CULTURE, NOT JUST ENGINEERING
Technology succeeds when it answers practical needs while fitting comfortably into social life. Too often, inventors assume that a better mechanism automatically translates to broader use. But people make choices shaped as much by identity, embarrassment, convenience and habit as by raw capability. Successful tech respects those factors; failed tech ignores them.
CONCLUSION: HOW TO TELL THE NEXT HYPE FROM THE NEXT HELPFUL TOOL
Hype will never vanish — it's baked into how we discover and narrate innovation. But we can get better at distinguishing spectacle from substance. Look for genuine marginal utility, reasonable price-to-benefit ratios, minimal infrastructure demands, and attention to social acceptability. When a new gadget claims to change the world, ask: whose world, and at what cost?

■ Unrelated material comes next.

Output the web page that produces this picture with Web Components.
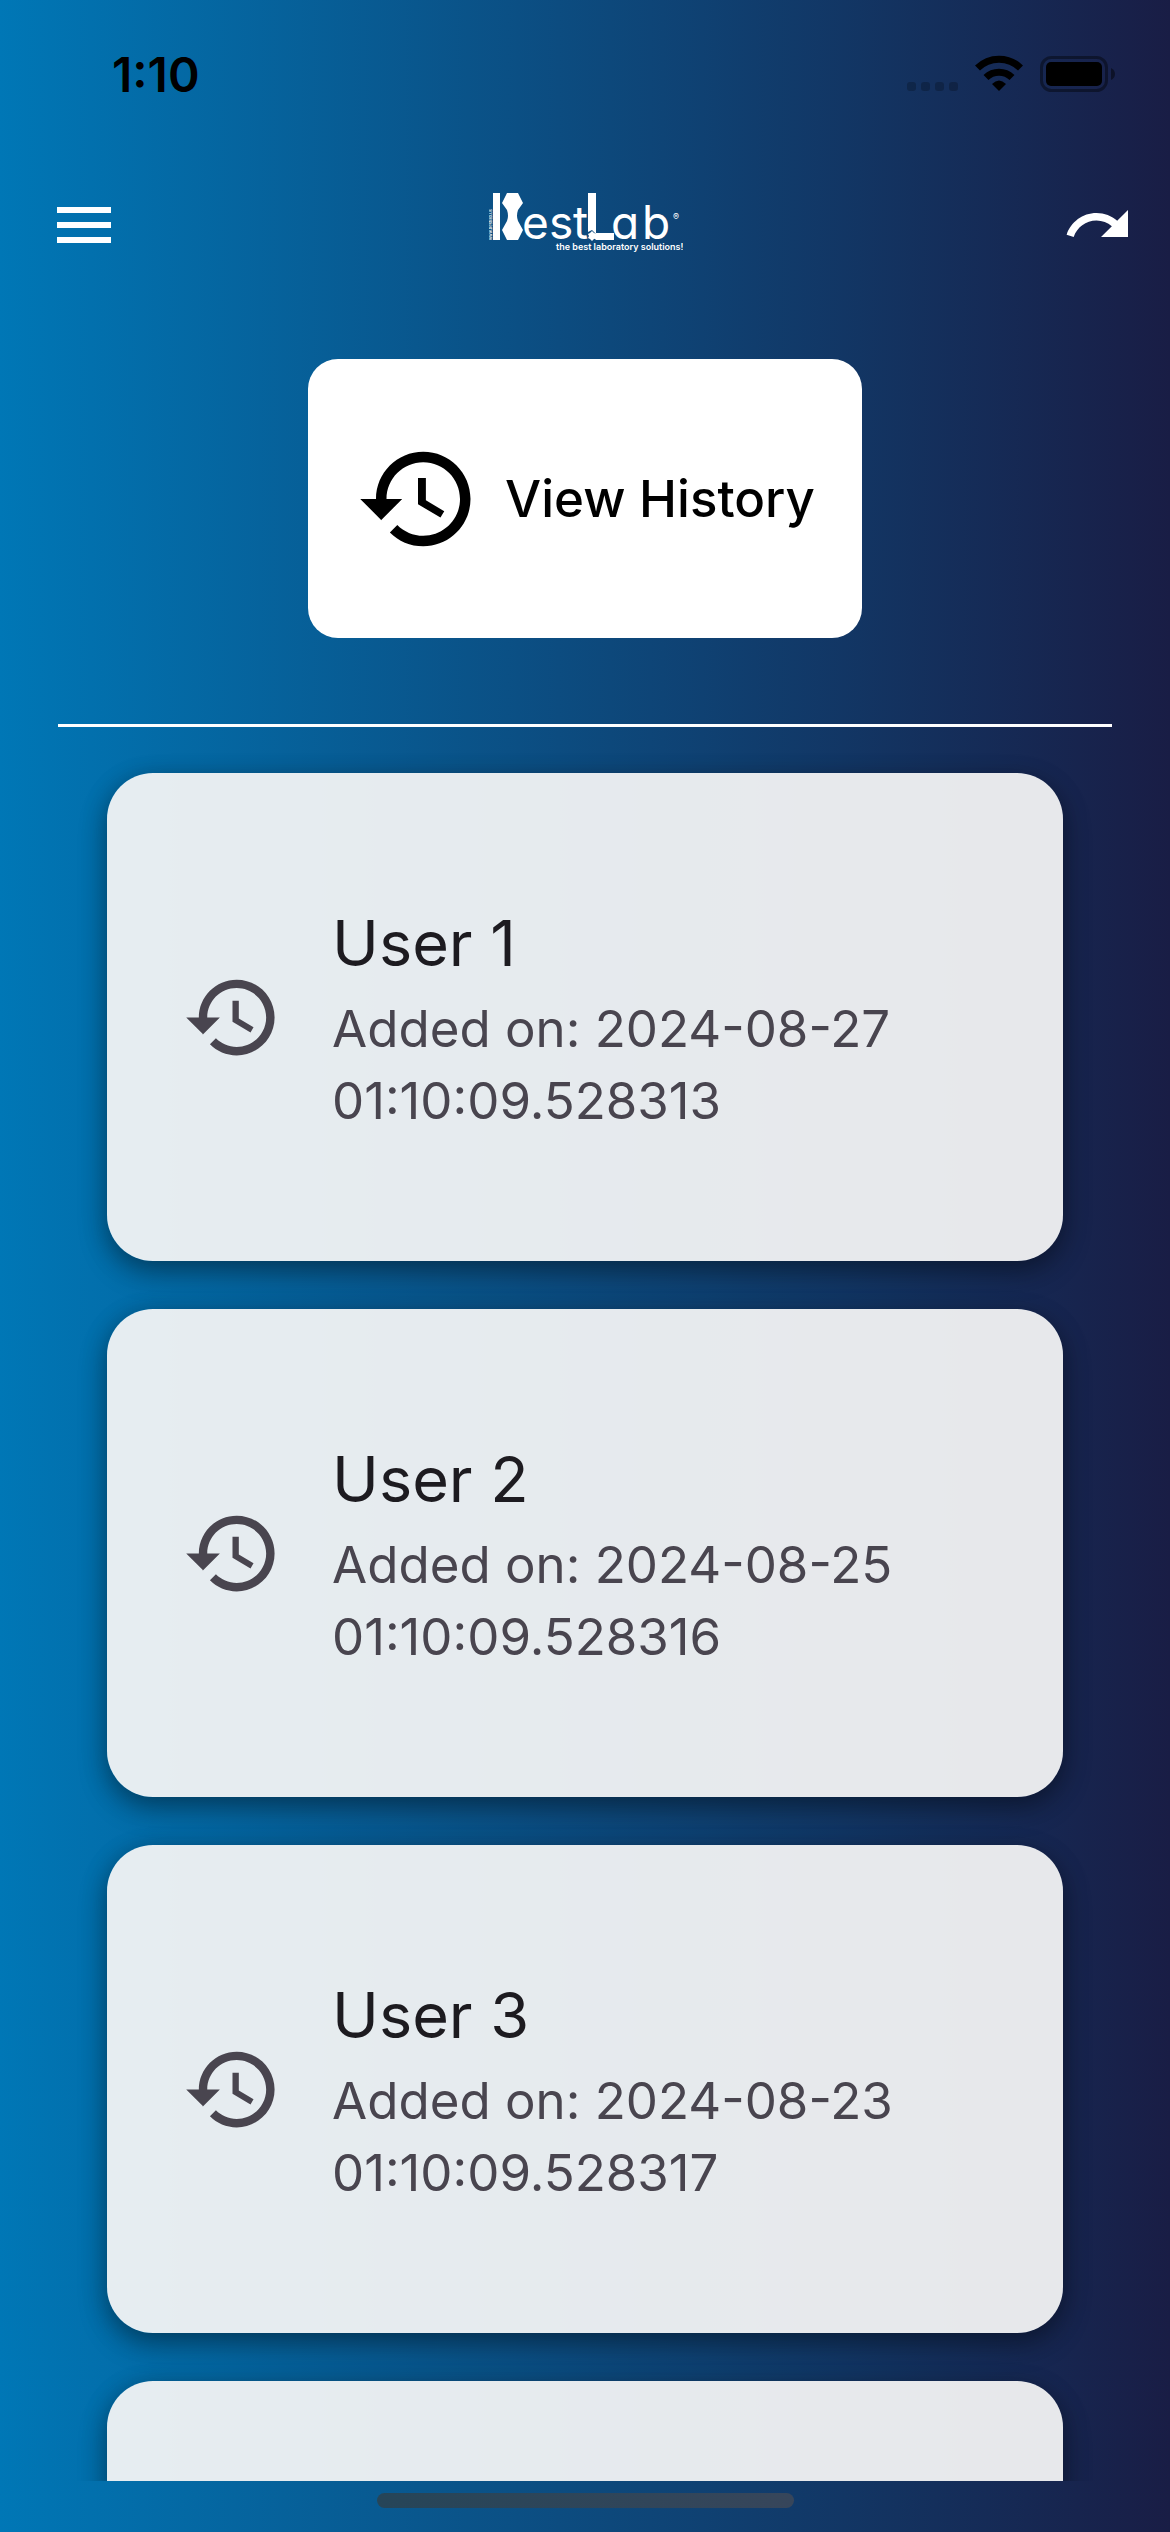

Great technology rearranges lives quietly, not loudly. If a product wants to shout its importance from launch pads and talk shows, ask whether it has earned that volume.
- Many hyped technologies fail because they require social, regulatory or infrastructure changes that don't happen fast enough.
- High price, proprietary consumables, and awkward social signaling are consistent warning signs.
- Entrepreneurs should prioritize user-centered iteration and alignment with existing routines; consumers should wait for real-world reviews before buying.
Final Note
Some failed devices return later in refined forms — sometimes years or decades later — when cost, regulation and social attitudes have shifted. The lesson isn't to avoid all innovation, but to assess claims critically, celebrate thoughtful iteration, and value the quiet, practical technologies that make life easier every day.